===== Provided material
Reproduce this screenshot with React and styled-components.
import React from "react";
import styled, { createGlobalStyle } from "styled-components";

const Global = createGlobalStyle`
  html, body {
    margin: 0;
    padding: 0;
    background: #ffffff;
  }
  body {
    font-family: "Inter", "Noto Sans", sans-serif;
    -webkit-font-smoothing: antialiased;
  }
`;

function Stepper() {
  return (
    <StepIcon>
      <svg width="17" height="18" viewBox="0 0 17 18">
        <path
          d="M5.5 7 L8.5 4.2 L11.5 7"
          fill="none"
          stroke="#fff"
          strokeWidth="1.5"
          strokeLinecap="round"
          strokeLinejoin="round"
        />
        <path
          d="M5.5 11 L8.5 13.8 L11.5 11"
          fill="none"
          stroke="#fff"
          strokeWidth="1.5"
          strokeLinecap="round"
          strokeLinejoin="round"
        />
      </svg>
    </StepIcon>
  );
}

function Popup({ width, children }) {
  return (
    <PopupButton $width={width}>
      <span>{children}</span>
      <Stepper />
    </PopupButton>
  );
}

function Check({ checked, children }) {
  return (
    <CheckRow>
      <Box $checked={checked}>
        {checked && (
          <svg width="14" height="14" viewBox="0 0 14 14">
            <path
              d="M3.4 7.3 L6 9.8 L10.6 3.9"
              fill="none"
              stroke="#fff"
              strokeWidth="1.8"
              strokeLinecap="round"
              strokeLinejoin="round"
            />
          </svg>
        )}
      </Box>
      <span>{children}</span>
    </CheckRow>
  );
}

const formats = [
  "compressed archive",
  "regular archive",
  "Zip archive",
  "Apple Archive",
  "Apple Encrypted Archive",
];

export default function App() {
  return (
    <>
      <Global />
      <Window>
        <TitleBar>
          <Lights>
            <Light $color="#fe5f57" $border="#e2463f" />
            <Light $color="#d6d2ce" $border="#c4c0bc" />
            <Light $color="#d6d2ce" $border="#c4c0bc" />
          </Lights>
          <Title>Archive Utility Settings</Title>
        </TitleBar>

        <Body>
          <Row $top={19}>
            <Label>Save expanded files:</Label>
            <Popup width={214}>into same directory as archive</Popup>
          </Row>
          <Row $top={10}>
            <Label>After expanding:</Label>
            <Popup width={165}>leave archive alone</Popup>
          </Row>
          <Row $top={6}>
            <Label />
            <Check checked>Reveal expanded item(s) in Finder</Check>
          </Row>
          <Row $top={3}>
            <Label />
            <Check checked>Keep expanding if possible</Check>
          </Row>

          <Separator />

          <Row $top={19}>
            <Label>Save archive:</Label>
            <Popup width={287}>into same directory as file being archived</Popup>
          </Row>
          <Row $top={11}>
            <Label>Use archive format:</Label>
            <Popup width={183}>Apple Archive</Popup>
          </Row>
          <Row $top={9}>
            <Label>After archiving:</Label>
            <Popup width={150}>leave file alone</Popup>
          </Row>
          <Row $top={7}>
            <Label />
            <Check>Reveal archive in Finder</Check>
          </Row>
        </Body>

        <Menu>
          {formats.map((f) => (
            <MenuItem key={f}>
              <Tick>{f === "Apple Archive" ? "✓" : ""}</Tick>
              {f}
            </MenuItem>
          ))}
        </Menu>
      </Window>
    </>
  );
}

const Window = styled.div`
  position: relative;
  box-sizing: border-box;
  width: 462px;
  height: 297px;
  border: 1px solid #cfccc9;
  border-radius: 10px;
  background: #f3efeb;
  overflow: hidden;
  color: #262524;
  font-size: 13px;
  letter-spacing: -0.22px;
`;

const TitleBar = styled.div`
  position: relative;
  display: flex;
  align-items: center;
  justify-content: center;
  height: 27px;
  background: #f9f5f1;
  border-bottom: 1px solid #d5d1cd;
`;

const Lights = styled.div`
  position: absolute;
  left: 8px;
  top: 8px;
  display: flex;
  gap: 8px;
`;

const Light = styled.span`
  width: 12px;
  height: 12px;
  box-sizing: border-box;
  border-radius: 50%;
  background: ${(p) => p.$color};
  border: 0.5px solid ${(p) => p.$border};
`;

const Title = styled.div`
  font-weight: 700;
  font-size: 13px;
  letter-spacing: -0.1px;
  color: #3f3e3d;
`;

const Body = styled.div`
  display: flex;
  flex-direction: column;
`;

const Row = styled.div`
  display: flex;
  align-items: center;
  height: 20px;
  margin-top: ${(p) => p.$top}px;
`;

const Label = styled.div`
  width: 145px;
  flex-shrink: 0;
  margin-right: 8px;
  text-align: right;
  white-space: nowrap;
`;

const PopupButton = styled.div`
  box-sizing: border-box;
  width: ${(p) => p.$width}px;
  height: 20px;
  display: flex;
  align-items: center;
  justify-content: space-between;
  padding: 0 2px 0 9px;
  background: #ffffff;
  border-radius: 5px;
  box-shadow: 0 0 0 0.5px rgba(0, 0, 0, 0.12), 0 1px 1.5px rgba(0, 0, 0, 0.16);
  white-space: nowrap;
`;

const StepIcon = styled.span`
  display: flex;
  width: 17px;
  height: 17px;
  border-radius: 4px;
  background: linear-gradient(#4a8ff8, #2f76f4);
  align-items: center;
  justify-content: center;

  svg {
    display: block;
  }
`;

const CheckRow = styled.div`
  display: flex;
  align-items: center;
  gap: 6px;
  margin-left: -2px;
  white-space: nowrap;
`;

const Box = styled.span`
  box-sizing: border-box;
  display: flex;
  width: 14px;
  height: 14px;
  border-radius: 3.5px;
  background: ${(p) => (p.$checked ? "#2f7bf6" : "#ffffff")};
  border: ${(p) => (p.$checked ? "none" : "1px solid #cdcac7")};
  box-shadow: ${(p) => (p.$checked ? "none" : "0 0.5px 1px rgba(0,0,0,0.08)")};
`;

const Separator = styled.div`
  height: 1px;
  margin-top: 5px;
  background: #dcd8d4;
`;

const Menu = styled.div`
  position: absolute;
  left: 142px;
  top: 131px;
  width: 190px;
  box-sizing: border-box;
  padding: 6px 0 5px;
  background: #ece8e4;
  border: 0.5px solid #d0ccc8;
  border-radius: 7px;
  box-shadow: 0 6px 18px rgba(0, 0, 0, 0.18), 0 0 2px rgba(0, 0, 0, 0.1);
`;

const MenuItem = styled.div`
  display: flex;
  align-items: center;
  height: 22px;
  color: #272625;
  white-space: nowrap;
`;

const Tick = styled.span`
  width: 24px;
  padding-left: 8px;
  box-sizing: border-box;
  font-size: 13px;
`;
==========
▸ **Given problem**:
Restate the whole listing exactly, leaving out nothing.

▸ **Complete answer**:
Reproduce this screenshot with React and styled-components.
import React from "react";
import styled, { createGlobalStyle } from "styled-components";

const Global = createGlobalStyle`
  html, body {
    margin: 0;
    padding: 0;
    background: #ffffff;
  }
  body {
    font-family: "Inter", "Noto Sans", sans-serif;
    -webkit-font-smoothing: antialiased;
  }
`;

function Stepper() {
  return (
    <StepIcon>
      <svg width="17" height="18" viewBox="0 0 17 18">
        <path
          d="M5.5 7 L8.5 4.2 L11.5 7"
          fill="none"
          stroke="#fff"
          strokeWidth="1.5"
          strokeLinecap="round"
          strokeLinejoin="round"
        />
        <path
          d="M5.5 11 L8.5 13.8 L11.5 11"
          fill="none"
          stroke="#fff"
          strokeWidth="1.5"
          strokeLinecap="round"
          strokeLinejoin="round"
        />
      </svg>
    </StepIcon>
  );
}

function Popup({ width, children }) {
  return (
    <PopupButton $width={width}>
      <span>{children}</span>
      <Stepper />
    </PopupButton>
  );
}

function Check({ checked, children }) {
  return (
    <CheckRow>
      <Box $checked={checked}>
        {checked && (
          <svg width="14" height="14" viewBox="0 0 14 14">
            <path
              d="M3.4 7.3 L6 9.8 L10.6 3.9"
              fill="none"
              stroke="#fff"
              strokeWidth="1.8"
              strokeLinecap="round"
              strokeLinejoin="round"
            />
          </svg>
        )}
      </Box>
      <span>{children}</span>
    </CheckRow>
  );
}

const formats = [
  "compressed archive",
  "regular archive",
  "Zip archive",
  "Apple Archive",
  "Apple Encrypted Archive",
];

export default function App() {
  return (
    <>
      <Global />
      <Window>
        <TitleBar>
          <Lights>
            <Light $color="#fe5f57" $border="#e2463f" />
            <Light $color="#d6d2ce" $border="#c4c0bc" />
            <Light $color="#d6d2ce" $border="#c4c0bc" />
          </Lights>
          <Title>Archive Utility Settings</Title>
        </TitleBar>

        <Body>
          <Row $top={19}>
            <Label>Save expanded files:</Label>
            <Popup width={214}>into same directory as archive</Popup>
          </Row>
          <Row $top={10}>
            <Label>After expanding:</Label>
            <Popup width={165}>leave archive alone</Popup>
          </Row>
          <Row $top={6}>
            <Label />
            <Check checked>Reveal expanded item(s) in Finder</Check>
          </Row>
          <Row $top={3}>
            <Label />
            <Check checked>Keep expanding if possible</Check>
          </Row>

          <Separator />

          <Row $top={19}>
            <Label>Save archive:</Label>
            <Popup width={287}>into same directory as file being archived</Popup>
          </Row>
          <Row $top={11}>
            <Label>Use archive format:</Label>
            <Popup width={183}>Apple Archive</Popup>
          </Row>
          <Row $top={9}>
            <Label>After archiving:</Label>
            <Popup width={150}>leave file alone</Popup>
          </Row>
          <Row $top={7}>
            <Label />
            <Check>Reveal archive in Finder</Check>
          </Row>
        </Body>

        <Menu>
          {formats.map((f) => (
            <MenuItem key={f}>
              <Tick>{f === "Apple Archive" ? "✓" : ""}</Tick>
              {f}
            </MenuItem>
          ))}
        </Menu>
      </Window>
    </>
  );
}

const Window = styled.div`
  position: relative;
  box-sizing: border-box;
  width: 462px;
  height: 297px;
  border: 1px solid #cfccc9;
  border-radius: 10px;
  background: #f3efeb;
  overflow: hidden;
  color: #262524;
  font-size: 13px;
  letter-spacing: -0.22px;
`;

const TitleBar = styled.div`
  position: relative;
  display: flex;
  align-items: center;
  justify-content: center;
  height: 27px;
  background: #f9f5f1;
  border-bottom: 1px solid #d5d1cd;
`;

const Lights = styled.div`
  position: absolute;
  left: 8px;
  top: 8px;
  display: flex;
  gap: 8px;
`;

const Light = styled.span`
  width: 12px;
  height: 12px;
  box-sizing: border-box;
  border-radius: 50%;
  background: ${(p) => p.$color};
  border: 0.5px solid ${(p) => p.$border};
`;

const Title = styled.div`
  font-weight: 700;
  font-size: 13px;
  letter-spacing: -0.1px;
  color: #3f3e3d;
`;

const Body = styled.div`
  display: flex;
  flex-direction: column;
`;

const Row = styled.div`
  display: flex;
  align-items: center;
  height: 20px;
  margin-top: ${(p) => p.$top}px;
`;

const Label = styled.div`
  width: 145px;
  flex-shrink: 0;
  margin-right: 8px;
  text-align: right;
  white-space: nowrap;
`;

const PopupButton = styled.div`
  box-sizing: border-box;
  width: ${(p) => p.$width}px;
  height: 20px;
  display: flex;
  align-items: center;
  justify-content: space-between;
  padding: 0 2px 0 9px;
  background: #ffffff;
  border-radius: 5px;
  box-shadow: 0 0 0 0.5px rgba(0, 0, 0, 0.12), 0 1px 1.5px rgba(0, 0, 0, 0.16);
  white-space: nowrap;
`;

const StepIcon = styled.span`
  display: flex;
  width: 17px;
  height: 17px;
  border-radius: 4px;
  background: linear-gradient(#4a8ff8, #2f76f4);
  align-items: center;
  justify-content: center;

  svg {
    display: block;
  }
`;

const CheckRow = styled.div`
  display: flex;
  align-items: center;
  gap: 6px;
  margin-left: -2px;
  white-space: nowrap;
`;

const Box = styled.span`
  box-sizing: border-box;
  display: flex;
  width: 14px;
  height: 14px;
  border-radius: 3.5px;
  background: ${(p) => (p.$checked ? "#2f7bf6" : "#ffffff")};
  border: ${(p) => (p.$checked ? "none" : "1px solid #cdcac7")};
  box-shadow: ${(p) => (p.$checked ? "none" : "0 0.5px 1px rgba(0,0,0,0.08)")};
`;

const Separator = styled.div`
  height: 1px;
  margin-top: 5px;
  background: #dcd8d4;
`;

const Menu = styled.div`
  position: absolute;
  left: 142px;
  top: 131px;
  width: 190px;
  box-sizing: border-box;
  padding: 6px 0 5px;
  background: #ece8e4;
  border: 0.5px solid #d0ccc8;
  border-radius: 7px;
  box-shadow: 0 6px 18px rgba(0, 0, 0, 0.18), 0 0 2px rgba(0, 0, 0, 0.1);
`;

const MenuItem = styled.div`
  display: flex;
  align-items: center;
  height: 22px;
  color: #272625;
  white-space: nowrap;
`;

const Tick = styled.span`
  width: 24px;
  padding-left: 8px;
  box-sizing: border-box;
  font-size: 13px;
`;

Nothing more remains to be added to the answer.